La notion d’identité juive est toujours là, mais elle exhibe une couleur de plus en plus pâle. Espérer en diaspora, hors des milieux orthodoxes, une plus forte prégnance culturelle et identitaire du Nous communautaire sur le Nous ambiant de la société, est illusoire. Croire par exemple qu’à Montréal, le Nous séfarade va pouvoir pleinement répondre à la quête existentielle de sens et d’identité des jeunes juifs montréalais d’ascendance séfarade, c’est croire que le mythe et le folklore sont plus forts que les attraits de la société ouverte.
Qu’on le regrette ou qu’on y soit indifférent, partout les communautés juives diasporiques sont sur une trajectoire descendante, en proportion directe du degré d’ouverture de la société à leur égard. On objectera qu’à Montréal c’est faux, vu le succès des écoles juives, plus de 50% des enfants juifs montréalais y sont inscrits, en plus grande proportion aujourd’hui que dans les années 70 et davantage que dans toute autre grande métropole américaine. Je crois que ce phénomène montréalais est influencé en bonne partie par les facteurs suivants : la volonté de beaucoup de parents ignorants de la vie juive de confier à d’autres le maintien d’un minimum d’identité juive, le désir d’écoles privées de qualité à un coût très supportable, allant jusqu’à la gratuité pour les plus démunis, ce qui attire nombre de parents essentiellement indifférents à la religion mais désirant maintenir un certain ancrage communautaire.

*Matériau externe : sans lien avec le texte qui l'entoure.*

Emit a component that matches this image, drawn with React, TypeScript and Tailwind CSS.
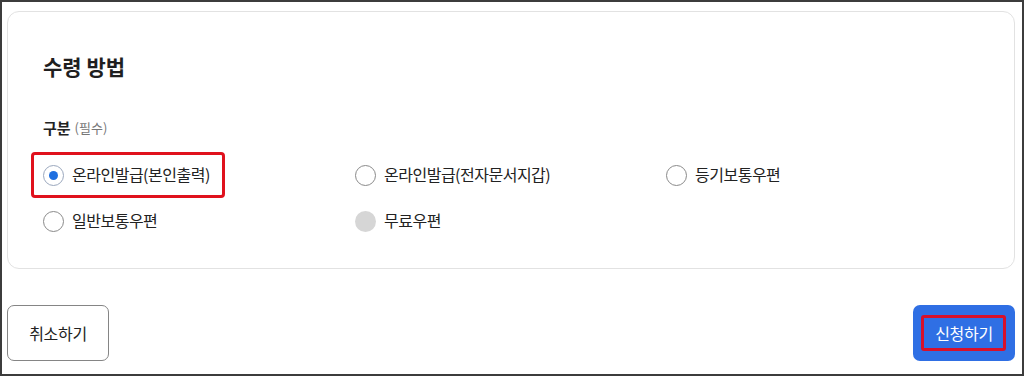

Le leadership communautaire dans toutes les grandes métropoles nord-américaines investit beaucoup d’argent pour renforcer l’identification juive des jeunes particulièrement avec Israël, le plus puissant lien fédérateur bien avant la religion, tout ceci pour maintenir la continuité juive en évitant au maximum les mariages mixtes.
Il est vrai qu’avec le regain marqué d’antisémitisme qu’on observe depuis quelques années dans les pays occidentaux y compris aux États-Unis, antisémitisme massivement propulsé par les minorités musulmanes grandissantes dans ces pays, la trajectoire d’intégration du Juif pourrait s’infléchir.

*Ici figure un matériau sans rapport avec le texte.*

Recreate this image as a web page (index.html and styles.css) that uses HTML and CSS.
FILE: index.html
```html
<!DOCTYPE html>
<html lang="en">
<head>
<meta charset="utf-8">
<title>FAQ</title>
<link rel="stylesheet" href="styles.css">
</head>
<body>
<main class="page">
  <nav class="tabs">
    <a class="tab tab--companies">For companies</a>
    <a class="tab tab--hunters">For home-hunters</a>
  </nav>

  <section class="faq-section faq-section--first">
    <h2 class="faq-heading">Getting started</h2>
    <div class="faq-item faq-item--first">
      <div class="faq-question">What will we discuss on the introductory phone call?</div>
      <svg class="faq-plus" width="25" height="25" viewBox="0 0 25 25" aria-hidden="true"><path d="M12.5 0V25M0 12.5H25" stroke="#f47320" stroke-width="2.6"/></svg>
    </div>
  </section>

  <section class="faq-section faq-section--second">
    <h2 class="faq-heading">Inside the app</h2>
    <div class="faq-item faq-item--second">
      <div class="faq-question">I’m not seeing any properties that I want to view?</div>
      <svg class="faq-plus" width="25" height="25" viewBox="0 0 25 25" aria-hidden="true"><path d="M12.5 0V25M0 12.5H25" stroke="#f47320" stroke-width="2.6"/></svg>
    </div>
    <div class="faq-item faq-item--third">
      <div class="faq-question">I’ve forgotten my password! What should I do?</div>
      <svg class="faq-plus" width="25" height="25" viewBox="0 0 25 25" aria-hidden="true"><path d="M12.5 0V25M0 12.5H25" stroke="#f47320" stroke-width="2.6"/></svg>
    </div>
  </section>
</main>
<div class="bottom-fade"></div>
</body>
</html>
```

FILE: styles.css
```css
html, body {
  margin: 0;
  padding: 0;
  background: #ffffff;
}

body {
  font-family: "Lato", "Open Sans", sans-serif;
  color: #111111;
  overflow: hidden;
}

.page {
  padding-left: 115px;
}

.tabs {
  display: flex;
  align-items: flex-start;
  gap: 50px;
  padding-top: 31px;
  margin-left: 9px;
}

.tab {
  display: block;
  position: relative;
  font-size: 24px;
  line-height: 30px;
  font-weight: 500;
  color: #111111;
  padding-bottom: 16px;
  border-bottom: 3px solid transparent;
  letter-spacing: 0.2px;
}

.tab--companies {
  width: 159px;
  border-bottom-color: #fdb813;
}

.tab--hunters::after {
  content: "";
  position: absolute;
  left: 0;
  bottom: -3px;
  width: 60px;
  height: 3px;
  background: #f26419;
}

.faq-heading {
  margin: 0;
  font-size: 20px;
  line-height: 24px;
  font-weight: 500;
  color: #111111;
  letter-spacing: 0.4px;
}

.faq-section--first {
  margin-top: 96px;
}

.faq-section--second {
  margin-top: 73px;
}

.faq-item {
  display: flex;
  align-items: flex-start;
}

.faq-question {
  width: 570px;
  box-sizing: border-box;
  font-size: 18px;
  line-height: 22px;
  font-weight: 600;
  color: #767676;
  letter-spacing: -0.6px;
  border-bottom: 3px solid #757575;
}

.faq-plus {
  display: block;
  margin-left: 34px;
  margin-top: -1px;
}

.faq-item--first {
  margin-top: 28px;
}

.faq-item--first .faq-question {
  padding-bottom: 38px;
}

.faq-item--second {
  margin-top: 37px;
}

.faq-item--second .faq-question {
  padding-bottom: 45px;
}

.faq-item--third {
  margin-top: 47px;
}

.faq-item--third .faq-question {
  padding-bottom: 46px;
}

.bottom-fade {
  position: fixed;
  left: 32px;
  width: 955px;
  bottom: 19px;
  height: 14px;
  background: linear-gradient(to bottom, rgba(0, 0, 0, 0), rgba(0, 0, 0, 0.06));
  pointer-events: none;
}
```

On note au sein des communautés juives tant en Europe qu’en Amérique du Nord, que la proportion d’orthodoxes et d’ultra-orthodoxe, s’accroît sensiblement du fait de deux facteurs concomitants, d’abord un taux élevé de natalité, ensuite parce que les mouvances conservatrices et libérales du judaïsme se vident lentement des deux bords d’une partie de leurs membres qui migrent soit vers plus d’orthopraxie, soit carrément vers la sortie douce.

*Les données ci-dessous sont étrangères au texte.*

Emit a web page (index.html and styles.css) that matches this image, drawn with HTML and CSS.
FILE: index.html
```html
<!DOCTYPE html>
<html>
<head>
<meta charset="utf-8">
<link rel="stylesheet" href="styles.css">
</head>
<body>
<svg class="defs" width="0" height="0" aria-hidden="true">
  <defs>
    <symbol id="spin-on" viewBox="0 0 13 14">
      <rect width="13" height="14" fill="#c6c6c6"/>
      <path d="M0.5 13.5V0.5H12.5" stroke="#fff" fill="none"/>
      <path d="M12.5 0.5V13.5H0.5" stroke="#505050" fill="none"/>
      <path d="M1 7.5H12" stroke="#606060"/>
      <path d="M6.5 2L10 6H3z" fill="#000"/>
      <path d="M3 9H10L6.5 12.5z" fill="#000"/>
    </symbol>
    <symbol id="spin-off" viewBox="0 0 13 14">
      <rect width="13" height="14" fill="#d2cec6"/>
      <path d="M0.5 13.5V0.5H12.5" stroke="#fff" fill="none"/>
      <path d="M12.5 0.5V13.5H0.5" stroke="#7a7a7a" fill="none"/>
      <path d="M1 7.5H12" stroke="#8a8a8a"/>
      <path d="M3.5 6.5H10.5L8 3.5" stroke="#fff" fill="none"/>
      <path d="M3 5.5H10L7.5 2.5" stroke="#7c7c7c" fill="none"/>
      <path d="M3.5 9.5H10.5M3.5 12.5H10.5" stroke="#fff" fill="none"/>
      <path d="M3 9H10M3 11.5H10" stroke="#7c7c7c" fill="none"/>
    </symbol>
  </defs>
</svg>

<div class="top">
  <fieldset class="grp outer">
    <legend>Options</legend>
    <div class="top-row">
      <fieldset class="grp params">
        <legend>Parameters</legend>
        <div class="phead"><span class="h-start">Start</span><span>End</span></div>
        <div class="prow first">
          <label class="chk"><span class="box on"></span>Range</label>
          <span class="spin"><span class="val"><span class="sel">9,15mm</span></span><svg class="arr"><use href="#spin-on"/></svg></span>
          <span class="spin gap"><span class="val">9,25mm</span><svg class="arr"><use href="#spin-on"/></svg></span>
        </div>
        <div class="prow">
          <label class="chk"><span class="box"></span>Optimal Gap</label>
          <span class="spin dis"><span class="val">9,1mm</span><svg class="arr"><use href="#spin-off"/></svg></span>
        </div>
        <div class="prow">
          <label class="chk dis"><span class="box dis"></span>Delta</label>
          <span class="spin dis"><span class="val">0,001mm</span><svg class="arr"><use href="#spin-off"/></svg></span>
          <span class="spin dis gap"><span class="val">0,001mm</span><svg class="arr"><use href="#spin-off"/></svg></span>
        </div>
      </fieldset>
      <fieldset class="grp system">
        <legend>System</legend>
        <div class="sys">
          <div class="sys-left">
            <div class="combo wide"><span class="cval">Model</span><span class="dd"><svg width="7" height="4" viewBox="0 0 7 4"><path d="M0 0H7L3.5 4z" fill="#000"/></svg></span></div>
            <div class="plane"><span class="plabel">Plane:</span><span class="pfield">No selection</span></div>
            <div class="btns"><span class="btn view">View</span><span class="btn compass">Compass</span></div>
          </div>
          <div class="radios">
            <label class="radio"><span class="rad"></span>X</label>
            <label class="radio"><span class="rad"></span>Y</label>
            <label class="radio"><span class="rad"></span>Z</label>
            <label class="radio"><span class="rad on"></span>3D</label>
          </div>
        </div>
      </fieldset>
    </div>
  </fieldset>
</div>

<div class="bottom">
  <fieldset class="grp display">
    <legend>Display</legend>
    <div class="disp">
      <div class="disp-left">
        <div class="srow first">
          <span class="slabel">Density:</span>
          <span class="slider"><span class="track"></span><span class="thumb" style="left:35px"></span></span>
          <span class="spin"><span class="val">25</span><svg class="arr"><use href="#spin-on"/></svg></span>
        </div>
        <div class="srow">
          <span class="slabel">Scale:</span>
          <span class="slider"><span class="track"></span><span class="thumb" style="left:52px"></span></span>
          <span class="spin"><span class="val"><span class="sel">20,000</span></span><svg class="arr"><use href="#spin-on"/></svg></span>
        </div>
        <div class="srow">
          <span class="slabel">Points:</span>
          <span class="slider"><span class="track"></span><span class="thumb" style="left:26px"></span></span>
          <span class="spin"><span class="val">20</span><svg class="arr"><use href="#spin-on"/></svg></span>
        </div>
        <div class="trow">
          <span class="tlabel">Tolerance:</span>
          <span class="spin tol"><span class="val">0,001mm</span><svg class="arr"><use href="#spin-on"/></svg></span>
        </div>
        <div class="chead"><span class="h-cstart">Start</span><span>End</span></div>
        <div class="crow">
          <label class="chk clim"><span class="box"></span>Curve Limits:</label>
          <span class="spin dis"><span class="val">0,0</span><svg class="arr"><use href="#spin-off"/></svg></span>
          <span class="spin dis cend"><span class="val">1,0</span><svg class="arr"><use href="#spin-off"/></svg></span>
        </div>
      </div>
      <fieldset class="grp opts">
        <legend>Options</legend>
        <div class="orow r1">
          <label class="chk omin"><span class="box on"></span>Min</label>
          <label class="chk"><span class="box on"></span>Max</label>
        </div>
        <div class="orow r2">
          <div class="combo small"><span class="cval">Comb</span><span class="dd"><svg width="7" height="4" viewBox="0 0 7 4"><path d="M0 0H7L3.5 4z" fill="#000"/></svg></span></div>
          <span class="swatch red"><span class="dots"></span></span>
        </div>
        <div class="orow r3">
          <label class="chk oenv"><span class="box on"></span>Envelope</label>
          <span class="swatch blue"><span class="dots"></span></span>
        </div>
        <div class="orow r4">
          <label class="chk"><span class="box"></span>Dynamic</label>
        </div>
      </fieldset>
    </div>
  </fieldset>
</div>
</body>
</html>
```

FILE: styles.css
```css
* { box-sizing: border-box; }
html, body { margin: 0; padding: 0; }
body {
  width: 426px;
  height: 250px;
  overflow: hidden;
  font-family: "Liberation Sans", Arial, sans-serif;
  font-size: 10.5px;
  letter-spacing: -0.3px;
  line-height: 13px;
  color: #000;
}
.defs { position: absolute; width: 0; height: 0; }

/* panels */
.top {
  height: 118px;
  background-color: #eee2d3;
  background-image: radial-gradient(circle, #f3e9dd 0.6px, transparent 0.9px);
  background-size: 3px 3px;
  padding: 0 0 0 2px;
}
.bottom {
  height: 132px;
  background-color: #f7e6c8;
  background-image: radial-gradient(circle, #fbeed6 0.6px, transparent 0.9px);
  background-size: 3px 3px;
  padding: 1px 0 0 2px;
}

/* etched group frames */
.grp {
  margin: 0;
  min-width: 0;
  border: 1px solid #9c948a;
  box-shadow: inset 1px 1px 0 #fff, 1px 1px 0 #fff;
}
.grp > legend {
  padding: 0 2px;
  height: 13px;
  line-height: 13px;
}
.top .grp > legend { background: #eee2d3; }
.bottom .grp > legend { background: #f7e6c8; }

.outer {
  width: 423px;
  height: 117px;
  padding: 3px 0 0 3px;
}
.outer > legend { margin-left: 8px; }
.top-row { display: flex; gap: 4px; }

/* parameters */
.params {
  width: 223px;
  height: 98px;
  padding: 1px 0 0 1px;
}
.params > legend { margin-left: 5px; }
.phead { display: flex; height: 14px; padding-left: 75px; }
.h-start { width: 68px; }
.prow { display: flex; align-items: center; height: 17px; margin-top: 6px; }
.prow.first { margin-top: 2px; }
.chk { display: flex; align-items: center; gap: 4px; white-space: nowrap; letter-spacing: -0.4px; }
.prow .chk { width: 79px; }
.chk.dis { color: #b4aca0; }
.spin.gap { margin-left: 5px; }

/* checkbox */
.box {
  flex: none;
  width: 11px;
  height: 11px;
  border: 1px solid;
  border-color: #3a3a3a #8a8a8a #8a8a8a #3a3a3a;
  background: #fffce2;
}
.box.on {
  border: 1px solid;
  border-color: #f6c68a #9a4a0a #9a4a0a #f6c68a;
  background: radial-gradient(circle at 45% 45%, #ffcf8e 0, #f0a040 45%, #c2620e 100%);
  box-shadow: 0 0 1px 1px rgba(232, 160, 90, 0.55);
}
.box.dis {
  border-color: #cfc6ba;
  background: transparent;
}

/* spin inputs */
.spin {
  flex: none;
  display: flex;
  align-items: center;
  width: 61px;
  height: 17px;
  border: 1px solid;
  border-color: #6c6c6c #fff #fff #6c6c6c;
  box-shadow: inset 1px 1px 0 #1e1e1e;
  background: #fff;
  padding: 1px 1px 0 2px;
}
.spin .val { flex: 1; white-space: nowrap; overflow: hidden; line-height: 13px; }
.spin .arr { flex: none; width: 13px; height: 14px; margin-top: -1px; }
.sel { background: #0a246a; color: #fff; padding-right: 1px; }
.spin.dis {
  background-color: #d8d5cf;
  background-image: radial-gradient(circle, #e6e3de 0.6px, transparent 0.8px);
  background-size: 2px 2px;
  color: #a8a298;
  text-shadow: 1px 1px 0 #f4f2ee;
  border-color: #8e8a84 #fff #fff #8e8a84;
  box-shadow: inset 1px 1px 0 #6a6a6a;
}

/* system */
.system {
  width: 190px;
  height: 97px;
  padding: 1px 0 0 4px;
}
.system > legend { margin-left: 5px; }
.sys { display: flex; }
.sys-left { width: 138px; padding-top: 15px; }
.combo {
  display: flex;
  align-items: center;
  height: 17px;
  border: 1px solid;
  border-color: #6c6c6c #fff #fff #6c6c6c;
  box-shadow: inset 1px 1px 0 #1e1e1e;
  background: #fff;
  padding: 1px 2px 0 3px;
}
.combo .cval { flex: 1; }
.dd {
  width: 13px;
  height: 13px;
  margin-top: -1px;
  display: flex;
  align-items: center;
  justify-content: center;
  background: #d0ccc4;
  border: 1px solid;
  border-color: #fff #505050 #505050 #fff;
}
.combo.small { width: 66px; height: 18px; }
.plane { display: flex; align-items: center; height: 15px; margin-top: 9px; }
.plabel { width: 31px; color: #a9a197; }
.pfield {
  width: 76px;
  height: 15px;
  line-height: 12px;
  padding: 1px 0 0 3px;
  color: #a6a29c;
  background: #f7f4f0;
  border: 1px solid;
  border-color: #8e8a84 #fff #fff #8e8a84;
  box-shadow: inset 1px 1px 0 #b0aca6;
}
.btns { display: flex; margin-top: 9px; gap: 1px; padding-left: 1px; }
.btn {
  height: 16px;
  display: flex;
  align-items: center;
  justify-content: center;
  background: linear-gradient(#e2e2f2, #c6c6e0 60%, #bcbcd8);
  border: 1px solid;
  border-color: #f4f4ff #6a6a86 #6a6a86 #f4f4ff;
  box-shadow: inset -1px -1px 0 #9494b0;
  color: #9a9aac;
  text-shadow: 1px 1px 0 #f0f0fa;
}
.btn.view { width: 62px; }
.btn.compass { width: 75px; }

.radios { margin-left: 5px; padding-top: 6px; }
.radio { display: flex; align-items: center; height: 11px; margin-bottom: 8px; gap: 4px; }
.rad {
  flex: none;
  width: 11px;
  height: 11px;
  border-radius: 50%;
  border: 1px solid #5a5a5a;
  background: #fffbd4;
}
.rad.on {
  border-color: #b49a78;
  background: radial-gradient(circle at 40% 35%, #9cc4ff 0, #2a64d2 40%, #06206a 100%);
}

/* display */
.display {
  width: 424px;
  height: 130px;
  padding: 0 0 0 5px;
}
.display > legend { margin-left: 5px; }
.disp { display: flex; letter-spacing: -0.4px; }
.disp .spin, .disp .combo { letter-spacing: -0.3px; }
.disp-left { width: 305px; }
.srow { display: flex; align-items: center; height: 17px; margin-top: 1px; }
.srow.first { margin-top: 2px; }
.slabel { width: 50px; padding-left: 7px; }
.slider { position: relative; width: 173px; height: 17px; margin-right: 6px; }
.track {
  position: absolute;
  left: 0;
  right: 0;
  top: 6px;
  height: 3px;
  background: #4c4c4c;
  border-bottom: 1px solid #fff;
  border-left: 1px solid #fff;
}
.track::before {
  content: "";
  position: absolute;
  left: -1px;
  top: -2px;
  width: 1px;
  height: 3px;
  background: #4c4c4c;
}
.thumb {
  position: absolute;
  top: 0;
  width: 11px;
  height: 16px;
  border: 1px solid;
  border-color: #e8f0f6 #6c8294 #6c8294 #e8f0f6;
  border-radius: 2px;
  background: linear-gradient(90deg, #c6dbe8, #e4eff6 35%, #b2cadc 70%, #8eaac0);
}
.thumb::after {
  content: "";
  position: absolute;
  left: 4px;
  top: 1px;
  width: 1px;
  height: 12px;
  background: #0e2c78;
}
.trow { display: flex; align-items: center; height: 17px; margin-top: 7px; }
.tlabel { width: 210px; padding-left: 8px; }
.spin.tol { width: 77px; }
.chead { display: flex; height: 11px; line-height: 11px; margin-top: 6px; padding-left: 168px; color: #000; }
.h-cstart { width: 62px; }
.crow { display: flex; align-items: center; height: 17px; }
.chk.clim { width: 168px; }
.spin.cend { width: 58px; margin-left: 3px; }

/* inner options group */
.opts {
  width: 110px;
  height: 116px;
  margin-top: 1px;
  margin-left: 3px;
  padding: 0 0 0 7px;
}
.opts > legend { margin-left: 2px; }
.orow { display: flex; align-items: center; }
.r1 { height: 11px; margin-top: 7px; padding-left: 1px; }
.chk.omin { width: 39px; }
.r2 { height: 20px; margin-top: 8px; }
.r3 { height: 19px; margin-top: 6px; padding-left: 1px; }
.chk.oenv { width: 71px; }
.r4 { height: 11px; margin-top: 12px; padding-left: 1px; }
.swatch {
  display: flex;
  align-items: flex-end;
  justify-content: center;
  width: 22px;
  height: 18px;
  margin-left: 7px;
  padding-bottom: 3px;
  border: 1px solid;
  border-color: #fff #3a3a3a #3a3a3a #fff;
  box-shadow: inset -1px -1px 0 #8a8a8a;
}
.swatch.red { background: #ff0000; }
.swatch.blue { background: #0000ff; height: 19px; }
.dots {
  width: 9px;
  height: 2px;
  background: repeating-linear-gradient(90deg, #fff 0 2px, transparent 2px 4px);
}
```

On verra si dans les prochaines décennies, Montréal échappera à la tendance générale d’accroissement des mariages mixtes.
© Léon Ouaknine Mai 2015
Diplômé en travail social et administration publique et après avoir suivi une scolarité en science politique, Léon Ouaknine quitte la France pour le Québec en 1968. Il travaille quelques années dans des organisations associatives, avant d’œuvrer dans les réseaux de la santé et des services sociaux comme directeur général de Centre de Services Sociaux (CSSJF) d’institution communautaire (Baron de Hirsh institute), de Centre Local de Services Communautaires (CLSC Pierrefonds, CLSC René Cassin) et d’Institut universitaire. À ce titre il crée en 1994 le premier centre de recherche universitaire au Québec en gérontologie sociale, et met sur pied la « Fondation pour le Bien-Vieillir ».
Après un interlude de 5 ans comme « Principal » du Consulting santé de la firme Ernst & Young pour la France, il revient à Montréal et travaille comme consultant indépendant au Québec et en France auprès d’institutions gouvernementales, de municipalités, d’hôpitaux, d’agences régionales de santé, de mutuelles.
Il crée et dirige, en collaboration avec le professeur Claude Jasmin, le « diplôme universitaire de Qualité en Santé » à la faculté de médecine de Kremlin-Bicêtre de l’Université Paris-Sud en France.
Léon Ouaknine s’intéresse particulièrement aux problématiques touchant aux quêtes identitaires, à leurs impacts sur les fondements du « vivre-ensemble » en Occident et aux dangers de la rectitude politique dans les discours publics et universitaires.